# PROBLEM DESCRIPTION
Copy all lines that contain the word "components".
--- start of STORED DATA ---
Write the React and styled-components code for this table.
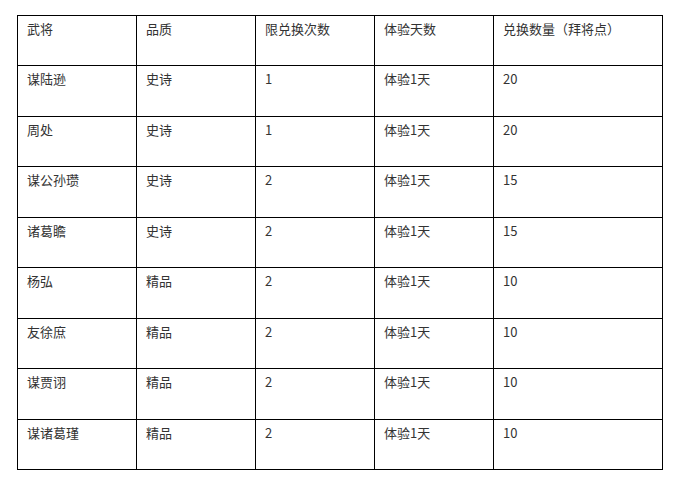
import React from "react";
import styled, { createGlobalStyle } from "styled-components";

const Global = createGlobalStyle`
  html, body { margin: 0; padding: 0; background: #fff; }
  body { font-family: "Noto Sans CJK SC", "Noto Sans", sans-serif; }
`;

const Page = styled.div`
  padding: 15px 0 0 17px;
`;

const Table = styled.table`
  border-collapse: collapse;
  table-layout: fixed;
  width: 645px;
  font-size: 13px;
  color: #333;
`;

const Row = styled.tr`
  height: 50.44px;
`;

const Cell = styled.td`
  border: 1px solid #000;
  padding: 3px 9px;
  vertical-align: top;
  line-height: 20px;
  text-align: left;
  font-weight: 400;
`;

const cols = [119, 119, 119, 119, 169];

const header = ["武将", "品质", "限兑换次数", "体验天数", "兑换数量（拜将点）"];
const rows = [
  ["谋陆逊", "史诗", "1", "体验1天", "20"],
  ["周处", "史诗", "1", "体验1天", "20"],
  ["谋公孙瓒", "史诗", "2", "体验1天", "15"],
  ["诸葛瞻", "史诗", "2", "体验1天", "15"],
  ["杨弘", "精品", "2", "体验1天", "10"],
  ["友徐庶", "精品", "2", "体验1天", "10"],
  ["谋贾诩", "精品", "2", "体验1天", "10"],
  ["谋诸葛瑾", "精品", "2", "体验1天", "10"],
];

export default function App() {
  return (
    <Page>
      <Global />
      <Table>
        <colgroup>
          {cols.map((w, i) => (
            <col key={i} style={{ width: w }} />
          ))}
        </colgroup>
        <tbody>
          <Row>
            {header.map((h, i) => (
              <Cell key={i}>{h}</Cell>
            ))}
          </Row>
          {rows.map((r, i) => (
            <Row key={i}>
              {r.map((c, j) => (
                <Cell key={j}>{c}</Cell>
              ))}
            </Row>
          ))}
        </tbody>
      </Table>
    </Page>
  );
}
--- end of STORED DATA ---
# EXERCISE ANSWER
Write the React and styled-components code for this table.
import styled, { createGlobalStyle } from "styled-components";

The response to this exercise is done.